De econoom Arnoud Boot gebruikte datzelfde argument in de talkshow Op1 om de stap van zijn collega's te ondersteunen. Hij vond dat de economen door hun deelname aan deze actiegroep ‘de verkeerde afslag hebben genomen’ en vertelde dat hij de uitnodiging van de talkshow had aangenomen om ‘de wetenschap te verdedigen’. 'Er is geen enkele belemmering voor economen om aan het debat deel te nemen', bezweert Boot. 'Er zijn wél momenten waarop je als econoom met uitspraken onrust kunt veroorzaken, wat ongewenst is.' Volgens Boot is het de taak van economen om argumenten aan te dragen. 'Ze moeten zich niet vastbijten in eigen standpunten. Natuurlijk mag een econoom een mening hebben, maar die moet je scheiden van de rol van expert. Als ze zeggen: je moet a of b doen, vervullen ze een verkeerde rol. Dat is echt aan de politiek.'
Scheiding van rollen
De vraag is welke rol de economen voor ogen hadden toen ze zich aansloten bij Herstel NL. De organisatie spreekt over een initiatief van 'een breed collectief van artsen, economen, ondernemers, wetenschappers, psychiaters en hoogleraren'. Dat suggereert een soort denktank, wel iets anders dan een beweging die publiekscampagnes voert. In een denktank zijn wetenschappers niet ontslagen van bepaalde professionele maatstaven. Voor wetenschappers van Nederlandse universiteiten geldt de gedragscode van de VSNU waarin de grenzen van de academische vrijheid zijn vastgelegd. Daarin staat bijvoorbeeld (artikel 54): 'Wees bij deelname aan het publieke debat open en eerlijk over de rol waarin die deelname plaatsvindt en over de aard en status van die deelname.' Een wetenschapper moet zich in onderwijs en onderzoek onafhankelijk opstellen en zich niet laten leiden door een politieke ideologie die het blikveld vernauwt en alternatieven uitsluit.

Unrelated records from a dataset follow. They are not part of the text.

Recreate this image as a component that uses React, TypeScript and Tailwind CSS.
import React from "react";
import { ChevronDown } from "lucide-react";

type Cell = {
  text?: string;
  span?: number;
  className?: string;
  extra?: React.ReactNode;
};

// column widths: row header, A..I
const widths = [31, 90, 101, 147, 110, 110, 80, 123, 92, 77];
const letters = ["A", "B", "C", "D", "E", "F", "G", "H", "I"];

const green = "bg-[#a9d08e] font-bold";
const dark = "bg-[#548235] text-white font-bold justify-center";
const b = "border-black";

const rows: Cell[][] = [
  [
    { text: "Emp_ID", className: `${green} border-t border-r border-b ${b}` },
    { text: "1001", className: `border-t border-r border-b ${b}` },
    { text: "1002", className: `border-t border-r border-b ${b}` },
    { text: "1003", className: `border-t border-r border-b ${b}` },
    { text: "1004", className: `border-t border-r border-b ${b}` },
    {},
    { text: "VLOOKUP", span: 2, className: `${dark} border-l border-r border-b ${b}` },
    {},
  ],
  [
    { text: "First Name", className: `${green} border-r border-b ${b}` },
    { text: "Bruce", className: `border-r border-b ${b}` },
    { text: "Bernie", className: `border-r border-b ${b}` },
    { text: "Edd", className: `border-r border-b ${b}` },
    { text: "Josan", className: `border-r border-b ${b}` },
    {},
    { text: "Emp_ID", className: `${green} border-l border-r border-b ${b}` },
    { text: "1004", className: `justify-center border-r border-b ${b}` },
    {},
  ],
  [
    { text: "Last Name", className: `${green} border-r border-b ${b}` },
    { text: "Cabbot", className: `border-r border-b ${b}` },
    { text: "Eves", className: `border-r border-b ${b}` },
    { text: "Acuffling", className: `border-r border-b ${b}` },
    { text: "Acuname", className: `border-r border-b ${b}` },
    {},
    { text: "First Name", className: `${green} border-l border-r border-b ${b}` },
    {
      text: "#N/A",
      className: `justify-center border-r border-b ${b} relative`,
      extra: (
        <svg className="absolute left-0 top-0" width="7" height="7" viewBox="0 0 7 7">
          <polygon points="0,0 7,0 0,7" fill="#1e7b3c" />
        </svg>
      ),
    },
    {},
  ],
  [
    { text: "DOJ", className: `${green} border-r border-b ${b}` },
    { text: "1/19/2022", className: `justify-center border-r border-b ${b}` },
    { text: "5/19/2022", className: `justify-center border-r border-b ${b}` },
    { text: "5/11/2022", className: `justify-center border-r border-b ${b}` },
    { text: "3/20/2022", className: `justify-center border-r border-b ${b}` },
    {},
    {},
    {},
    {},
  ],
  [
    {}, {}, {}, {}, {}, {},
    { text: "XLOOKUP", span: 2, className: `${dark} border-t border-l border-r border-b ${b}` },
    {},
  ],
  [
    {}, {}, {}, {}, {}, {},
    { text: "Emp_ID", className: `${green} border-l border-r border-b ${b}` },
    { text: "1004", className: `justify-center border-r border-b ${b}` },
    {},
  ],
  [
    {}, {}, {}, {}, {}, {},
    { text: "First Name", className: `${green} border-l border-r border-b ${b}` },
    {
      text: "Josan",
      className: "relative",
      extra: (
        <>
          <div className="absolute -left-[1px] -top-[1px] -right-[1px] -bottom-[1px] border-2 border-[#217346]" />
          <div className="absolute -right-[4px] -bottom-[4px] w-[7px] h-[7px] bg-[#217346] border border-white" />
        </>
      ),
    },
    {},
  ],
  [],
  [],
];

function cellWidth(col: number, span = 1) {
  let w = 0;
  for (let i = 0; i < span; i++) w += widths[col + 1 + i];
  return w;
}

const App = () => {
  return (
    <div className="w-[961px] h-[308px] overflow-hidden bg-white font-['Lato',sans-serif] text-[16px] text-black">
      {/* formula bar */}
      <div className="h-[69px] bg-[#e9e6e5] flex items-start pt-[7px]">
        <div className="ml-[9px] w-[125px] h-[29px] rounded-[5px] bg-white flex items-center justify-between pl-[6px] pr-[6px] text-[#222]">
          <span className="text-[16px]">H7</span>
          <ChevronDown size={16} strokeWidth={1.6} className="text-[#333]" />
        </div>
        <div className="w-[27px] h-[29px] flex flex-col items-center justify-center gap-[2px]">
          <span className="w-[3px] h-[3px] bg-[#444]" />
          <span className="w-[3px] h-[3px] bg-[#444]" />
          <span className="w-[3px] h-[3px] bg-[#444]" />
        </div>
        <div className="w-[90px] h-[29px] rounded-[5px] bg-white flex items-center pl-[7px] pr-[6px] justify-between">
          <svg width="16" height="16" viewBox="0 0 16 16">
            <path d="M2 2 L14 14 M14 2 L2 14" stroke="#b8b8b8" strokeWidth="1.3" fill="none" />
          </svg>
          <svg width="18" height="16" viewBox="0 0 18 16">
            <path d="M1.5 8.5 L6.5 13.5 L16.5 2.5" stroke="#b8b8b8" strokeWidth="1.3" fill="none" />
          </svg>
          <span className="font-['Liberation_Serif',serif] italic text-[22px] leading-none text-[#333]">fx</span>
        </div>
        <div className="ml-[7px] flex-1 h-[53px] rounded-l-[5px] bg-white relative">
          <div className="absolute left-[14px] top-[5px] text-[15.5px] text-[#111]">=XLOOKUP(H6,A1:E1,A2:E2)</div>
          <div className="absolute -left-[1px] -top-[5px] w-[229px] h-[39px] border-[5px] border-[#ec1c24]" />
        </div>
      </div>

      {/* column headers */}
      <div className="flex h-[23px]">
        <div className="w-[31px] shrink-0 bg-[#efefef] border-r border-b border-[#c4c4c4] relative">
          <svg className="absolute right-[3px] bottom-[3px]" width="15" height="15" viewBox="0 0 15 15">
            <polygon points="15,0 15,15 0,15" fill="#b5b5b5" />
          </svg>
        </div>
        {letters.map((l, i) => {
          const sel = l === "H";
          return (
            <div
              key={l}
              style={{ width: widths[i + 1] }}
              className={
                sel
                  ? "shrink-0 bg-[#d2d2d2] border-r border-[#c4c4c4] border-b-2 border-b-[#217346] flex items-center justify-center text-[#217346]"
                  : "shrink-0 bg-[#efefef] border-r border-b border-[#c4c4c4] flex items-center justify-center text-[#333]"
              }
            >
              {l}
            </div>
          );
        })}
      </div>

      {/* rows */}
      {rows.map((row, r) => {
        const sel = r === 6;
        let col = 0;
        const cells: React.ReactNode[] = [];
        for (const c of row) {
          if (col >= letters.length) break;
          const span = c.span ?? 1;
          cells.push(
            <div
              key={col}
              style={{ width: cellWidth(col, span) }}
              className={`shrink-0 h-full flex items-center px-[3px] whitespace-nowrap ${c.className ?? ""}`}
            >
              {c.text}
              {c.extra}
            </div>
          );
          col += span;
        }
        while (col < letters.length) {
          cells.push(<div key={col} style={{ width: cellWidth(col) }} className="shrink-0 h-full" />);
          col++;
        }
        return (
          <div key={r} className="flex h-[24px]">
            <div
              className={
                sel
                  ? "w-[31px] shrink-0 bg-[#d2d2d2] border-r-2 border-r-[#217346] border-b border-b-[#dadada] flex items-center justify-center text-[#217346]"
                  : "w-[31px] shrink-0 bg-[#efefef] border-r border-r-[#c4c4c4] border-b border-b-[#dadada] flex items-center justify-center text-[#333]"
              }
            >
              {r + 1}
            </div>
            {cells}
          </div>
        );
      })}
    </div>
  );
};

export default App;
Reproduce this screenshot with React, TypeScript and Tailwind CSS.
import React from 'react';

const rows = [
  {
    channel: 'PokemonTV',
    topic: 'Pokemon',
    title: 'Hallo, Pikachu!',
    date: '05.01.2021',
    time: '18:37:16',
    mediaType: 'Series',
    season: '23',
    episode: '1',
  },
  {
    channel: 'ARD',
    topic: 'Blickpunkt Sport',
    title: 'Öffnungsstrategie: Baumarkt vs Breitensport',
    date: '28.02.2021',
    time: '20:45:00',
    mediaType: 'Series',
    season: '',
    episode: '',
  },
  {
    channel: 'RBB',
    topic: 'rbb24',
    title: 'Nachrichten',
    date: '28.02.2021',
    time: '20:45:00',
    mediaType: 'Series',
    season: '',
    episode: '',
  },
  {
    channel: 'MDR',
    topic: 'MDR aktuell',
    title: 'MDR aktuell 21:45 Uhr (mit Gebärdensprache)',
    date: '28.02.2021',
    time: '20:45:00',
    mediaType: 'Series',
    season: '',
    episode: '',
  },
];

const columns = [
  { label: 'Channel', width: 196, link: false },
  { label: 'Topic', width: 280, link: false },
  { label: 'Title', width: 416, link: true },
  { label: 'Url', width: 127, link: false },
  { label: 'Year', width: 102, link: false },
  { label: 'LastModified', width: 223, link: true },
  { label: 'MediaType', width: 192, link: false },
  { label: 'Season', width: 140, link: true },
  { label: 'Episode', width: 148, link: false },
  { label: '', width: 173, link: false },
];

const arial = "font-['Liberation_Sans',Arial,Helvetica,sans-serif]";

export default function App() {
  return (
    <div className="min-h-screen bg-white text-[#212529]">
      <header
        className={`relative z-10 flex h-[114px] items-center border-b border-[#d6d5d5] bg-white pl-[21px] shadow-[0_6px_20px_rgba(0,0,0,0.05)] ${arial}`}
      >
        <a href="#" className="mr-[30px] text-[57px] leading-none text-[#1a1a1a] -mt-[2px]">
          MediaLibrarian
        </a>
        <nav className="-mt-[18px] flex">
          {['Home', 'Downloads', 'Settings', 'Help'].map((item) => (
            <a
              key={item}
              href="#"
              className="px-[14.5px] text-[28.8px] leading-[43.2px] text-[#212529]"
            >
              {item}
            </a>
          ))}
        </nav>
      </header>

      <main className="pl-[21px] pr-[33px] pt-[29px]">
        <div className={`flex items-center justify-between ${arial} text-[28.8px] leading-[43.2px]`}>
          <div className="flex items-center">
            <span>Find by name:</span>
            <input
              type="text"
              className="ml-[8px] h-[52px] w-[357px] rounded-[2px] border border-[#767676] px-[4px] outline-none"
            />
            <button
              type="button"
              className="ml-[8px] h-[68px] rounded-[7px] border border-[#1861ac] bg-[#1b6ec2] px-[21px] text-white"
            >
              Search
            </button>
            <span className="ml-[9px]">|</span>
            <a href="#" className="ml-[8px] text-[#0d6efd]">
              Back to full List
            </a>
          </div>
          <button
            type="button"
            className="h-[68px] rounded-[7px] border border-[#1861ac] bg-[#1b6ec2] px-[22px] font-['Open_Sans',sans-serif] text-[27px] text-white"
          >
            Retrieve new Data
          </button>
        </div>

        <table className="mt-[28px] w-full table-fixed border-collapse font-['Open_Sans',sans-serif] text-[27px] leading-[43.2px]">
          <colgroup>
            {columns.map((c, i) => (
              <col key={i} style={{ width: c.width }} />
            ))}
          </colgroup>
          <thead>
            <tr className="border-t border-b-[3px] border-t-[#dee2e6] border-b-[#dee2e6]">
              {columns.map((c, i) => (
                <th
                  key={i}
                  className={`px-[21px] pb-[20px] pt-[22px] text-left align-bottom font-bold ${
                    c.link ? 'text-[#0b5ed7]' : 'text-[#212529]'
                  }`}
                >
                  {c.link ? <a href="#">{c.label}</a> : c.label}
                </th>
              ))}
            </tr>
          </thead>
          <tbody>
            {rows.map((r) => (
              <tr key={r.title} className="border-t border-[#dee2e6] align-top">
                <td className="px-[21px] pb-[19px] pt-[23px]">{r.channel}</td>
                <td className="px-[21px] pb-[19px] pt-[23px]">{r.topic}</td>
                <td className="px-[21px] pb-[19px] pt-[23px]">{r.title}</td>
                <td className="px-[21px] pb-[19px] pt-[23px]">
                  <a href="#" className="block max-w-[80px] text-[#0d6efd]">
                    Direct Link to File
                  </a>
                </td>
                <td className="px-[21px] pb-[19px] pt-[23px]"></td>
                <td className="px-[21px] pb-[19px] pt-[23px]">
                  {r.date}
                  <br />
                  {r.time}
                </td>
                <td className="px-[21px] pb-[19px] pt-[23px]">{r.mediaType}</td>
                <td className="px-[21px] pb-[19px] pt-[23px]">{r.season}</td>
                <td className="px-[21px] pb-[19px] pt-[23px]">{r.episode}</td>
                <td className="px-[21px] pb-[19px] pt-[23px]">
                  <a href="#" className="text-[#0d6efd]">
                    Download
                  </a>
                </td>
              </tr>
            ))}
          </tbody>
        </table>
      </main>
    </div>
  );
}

Dit sluit naar mijn mening overigens niet uit dat wetenschappers hun onderzoek in dienst kunnen stellen voor de oplossing van urgente maatschappelijke problemen. Als dat de inzet van Baarsma, Teulings en Jacobs is geweest kan hen niets worden verweten. Het probleem onstaat als er 'namens de wetenschap' een richting wordt gekozen en de wetenschappers overgaan tot politiek activisme. Daar begint dan een hellend vlak dat deze economen hebben willen vermijden.
Ik kan me dus wel voorstellen dat zij afstand hebben genomen van de publiekscampagne van Herstel NL. Anderzijds mag dit volgens mij ook weer niet betekenen dat het hoogleraren (of andere wetenschappers) als politiek geëngageerd burger verboden is om hun stem te laten horen of zich aan te sluiten bij een politieke actiegroep, partij of beweging. Dan zou je hen een recht ontnemen dat elke burger in een democratische rechtsstaat heeft. Cruciaal is de vraag in welke hoedanigheid treed je op? Rollenscheiding is noodzakelijk. Dat schept duidelijkheid, niet alleen voor de collega-wetenschappers en de universitaire gemeenschap, maar vooral ook voor het publiek.